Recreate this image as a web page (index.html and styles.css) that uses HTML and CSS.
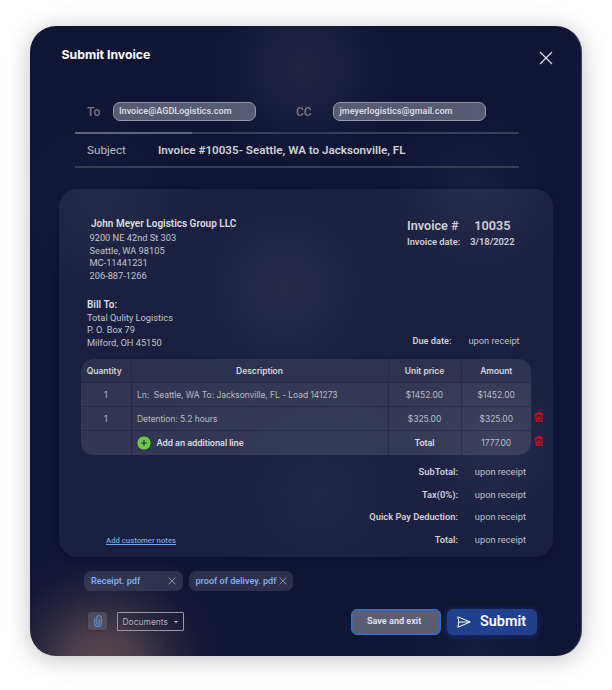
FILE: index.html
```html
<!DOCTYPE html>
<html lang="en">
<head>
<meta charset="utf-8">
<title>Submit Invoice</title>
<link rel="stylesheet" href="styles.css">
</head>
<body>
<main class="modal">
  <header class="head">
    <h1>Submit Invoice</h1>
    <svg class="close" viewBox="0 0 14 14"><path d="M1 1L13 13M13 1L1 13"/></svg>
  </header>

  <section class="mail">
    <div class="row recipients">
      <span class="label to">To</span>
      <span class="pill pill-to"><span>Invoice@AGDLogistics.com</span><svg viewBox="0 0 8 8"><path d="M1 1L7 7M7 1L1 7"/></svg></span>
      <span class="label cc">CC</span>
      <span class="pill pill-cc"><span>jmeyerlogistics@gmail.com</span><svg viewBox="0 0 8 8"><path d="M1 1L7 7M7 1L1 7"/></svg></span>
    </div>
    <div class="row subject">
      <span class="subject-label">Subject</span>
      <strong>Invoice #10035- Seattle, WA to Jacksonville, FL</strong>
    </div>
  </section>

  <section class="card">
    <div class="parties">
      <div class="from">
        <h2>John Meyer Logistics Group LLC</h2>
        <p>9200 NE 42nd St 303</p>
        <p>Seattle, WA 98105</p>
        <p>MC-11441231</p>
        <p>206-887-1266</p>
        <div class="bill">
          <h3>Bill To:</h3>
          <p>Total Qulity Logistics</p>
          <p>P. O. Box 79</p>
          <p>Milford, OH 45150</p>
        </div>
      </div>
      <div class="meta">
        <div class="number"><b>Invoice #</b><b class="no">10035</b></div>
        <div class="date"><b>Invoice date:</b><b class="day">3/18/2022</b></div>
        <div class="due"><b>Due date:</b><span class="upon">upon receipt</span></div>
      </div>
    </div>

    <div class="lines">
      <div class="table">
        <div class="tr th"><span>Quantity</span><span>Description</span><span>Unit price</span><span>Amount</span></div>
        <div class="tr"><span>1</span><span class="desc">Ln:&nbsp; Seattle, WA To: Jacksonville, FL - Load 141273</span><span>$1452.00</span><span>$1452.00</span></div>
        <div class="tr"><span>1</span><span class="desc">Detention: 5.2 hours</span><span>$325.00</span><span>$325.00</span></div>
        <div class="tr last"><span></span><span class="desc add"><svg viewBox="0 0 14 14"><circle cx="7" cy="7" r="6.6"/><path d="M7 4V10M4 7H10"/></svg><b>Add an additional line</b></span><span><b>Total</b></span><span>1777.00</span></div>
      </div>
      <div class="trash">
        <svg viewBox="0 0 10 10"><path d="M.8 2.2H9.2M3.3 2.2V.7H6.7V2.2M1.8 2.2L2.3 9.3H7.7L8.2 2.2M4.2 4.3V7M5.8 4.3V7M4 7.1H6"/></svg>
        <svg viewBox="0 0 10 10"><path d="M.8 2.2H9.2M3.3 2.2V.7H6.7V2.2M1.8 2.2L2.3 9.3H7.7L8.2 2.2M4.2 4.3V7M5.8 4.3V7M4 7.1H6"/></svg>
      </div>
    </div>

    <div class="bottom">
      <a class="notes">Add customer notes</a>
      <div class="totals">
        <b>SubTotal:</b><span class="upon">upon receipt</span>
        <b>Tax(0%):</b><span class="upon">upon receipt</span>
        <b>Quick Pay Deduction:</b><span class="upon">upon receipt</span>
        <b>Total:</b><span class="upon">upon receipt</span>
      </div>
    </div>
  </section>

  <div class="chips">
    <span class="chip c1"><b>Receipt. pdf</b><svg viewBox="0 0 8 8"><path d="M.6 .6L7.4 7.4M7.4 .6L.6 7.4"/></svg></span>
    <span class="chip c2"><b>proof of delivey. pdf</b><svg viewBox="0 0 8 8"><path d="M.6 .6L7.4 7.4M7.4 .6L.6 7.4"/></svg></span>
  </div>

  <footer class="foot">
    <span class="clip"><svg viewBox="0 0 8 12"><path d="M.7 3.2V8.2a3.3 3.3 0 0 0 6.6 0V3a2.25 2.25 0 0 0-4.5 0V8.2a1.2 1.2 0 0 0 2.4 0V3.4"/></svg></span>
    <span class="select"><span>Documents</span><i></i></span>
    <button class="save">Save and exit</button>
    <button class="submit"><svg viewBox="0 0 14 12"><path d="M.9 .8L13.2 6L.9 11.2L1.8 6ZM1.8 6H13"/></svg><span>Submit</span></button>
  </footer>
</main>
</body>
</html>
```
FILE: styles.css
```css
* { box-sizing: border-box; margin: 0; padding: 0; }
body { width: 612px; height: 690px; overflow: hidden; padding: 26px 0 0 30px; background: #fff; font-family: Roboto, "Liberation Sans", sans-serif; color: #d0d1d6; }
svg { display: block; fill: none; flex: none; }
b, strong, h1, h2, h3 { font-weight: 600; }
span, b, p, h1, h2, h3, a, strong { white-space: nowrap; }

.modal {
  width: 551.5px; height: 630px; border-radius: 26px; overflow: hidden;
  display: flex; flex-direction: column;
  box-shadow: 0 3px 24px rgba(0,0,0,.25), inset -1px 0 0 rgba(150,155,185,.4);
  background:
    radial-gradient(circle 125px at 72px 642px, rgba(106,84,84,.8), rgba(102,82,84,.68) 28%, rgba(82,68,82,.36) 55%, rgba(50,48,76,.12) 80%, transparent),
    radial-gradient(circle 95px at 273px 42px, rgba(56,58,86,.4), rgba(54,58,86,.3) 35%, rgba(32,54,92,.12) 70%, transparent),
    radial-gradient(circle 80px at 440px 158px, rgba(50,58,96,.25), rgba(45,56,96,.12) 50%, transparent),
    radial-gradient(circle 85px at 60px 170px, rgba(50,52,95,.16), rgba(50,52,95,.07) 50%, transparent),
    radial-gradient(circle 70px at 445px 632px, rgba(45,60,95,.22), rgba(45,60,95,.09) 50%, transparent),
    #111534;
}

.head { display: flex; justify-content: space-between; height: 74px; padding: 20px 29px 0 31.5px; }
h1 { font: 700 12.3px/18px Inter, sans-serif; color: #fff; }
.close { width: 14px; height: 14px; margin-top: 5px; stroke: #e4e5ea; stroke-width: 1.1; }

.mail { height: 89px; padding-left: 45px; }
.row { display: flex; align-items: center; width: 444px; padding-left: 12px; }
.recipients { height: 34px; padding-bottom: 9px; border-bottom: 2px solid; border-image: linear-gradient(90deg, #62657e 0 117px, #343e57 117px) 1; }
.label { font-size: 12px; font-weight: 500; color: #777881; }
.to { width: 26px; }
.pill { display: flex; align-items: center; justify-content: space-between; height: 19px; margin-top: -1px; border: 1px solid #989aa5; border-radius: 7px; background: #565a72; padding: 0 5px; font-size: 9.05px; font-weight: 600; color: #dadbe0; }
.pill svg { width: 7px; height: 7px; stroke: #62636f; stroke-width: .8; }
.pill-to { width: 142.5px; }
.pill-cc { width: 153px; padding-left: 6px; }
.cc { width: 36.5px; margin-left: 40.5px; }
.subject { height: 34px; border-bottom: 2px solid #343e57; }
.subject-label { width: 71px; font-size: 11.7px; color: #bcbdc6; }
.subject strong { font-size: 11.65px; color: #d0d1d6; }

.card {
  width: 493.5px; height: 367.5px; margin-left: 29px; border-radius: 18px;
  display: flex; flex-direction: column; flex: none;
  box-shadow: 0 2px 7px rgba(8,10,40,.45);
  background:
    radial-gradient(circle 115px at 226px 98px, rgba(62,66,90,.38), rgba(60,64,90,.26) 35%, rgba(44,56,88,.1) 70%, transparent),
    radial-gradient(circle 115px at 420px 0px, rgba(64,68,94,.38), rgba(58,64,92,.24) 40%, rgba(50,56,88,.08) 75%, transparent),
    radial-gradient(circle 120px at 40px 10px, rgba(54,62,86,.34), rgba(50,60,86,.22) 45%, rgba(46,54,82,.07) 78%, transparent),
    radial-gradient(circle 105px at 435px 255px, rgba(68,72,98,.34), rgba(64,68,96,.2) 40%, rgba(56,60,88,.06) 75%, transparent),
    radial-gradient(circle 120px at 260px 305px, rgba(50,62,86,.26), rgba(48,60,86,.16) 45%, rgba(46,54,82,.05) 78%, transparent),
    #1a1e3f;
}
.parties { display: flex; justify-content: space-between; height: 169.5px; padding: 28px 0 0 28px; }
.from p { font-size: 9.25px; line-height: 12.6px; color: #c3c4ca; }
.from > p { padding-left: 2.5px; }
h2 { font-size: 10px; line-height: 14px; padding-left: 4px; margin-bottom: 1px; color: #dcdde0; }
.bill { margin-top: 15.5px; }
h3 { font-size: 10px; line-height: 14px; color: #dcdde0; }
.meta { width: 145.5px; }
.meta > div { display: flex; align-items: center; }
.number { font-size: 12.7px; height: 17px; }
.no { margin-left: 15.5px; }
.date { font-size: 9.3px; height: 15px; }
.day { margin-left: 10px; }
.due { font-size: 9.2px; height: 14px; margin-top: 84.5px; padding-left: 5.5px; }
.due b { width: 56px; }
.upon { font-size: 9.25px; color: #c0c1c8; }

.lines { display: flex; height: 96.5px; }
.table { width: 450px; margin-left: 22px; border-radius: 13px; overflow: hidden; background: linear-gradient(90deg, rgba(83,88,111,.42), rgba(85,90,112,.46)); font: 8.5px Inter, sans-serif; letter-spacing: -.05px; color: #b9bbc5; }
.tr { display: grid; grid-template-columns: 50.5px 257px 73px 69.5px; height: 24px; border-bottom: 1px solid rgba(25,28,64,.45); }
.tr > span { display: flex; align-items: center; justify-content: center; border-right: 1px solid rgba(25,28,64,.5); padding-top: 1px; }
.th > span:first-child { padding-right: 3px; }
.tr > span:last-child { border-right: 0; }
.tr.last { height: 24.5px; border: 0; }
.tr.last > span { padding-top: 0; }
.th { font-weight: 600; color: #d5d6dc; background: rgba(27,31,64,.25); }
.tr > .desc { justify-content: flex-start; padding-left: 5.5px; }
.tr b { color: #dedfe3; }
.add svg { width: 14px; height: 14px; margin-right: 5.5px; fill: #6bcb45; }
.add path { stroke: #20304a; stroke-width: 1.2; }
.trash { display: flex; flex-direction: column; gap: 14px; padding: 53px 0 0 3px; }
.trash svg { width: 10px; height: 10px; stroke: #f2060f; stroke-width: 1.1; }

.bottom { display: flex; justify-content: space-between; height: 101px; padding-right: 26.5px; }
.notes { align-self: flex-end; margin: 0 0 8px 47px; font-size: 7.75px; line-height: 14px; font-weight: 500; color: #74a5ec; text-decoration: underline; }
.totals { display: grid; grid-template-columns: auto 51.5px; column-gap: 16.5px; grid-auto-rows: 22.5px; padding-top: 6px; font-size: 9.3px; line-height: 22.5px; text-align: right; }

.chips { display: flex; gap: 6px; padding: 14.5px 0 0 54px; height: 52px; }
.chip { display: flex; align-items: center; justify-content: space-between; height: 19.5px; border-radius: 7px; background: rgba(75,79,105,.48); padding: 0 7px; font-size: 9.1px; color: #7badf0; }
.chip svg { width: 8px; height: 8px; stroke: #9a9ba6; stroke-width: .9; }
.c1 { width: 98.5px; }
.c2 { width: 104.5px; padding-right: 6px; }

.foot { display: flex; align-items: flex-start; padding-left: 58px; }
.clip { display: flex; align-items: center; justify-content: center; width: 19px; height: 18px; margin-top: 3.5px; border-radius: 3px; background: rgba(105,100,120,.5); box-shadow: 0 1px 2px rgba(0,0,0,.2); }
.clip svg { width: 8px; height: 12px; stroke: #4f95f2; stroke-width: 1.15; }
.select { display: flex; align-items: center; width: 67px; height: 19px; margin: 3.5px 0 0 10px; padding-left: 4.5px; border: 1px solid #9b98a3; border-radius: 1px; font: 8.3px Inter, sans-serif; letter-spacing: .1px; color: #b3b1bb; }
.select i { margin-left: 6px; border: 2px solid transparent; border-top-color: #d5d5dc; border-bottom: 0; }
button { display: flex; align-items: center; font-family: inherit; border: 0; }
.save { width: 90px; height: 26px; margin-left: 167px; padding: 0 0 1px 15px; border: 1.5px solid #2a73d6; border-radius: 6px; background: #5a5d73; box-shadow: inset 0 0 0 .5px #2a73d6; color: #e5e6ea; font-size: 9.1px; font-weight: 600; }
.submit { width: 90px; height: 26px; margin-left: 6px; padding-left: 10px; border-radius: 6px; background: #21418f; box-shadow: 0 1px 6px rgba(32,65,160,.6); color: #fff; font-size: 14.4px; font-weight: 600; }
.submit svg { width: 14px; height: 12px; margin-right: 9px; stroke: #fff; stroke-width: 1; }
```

GIVEN REQUEST>
Look through the data above. Find each line with the string "image" and copy it.

COMPLETE OUTPUT>
Recreate this image as a web page (index.html and styles.css) that uses HTML and CSS.
.recipients { height: 34px; padding-bottom: 9px; border-bottom: 2px solid; border-image: linear-gradient(90deg, #62657e 0 117px, #343e57 117px) 1; }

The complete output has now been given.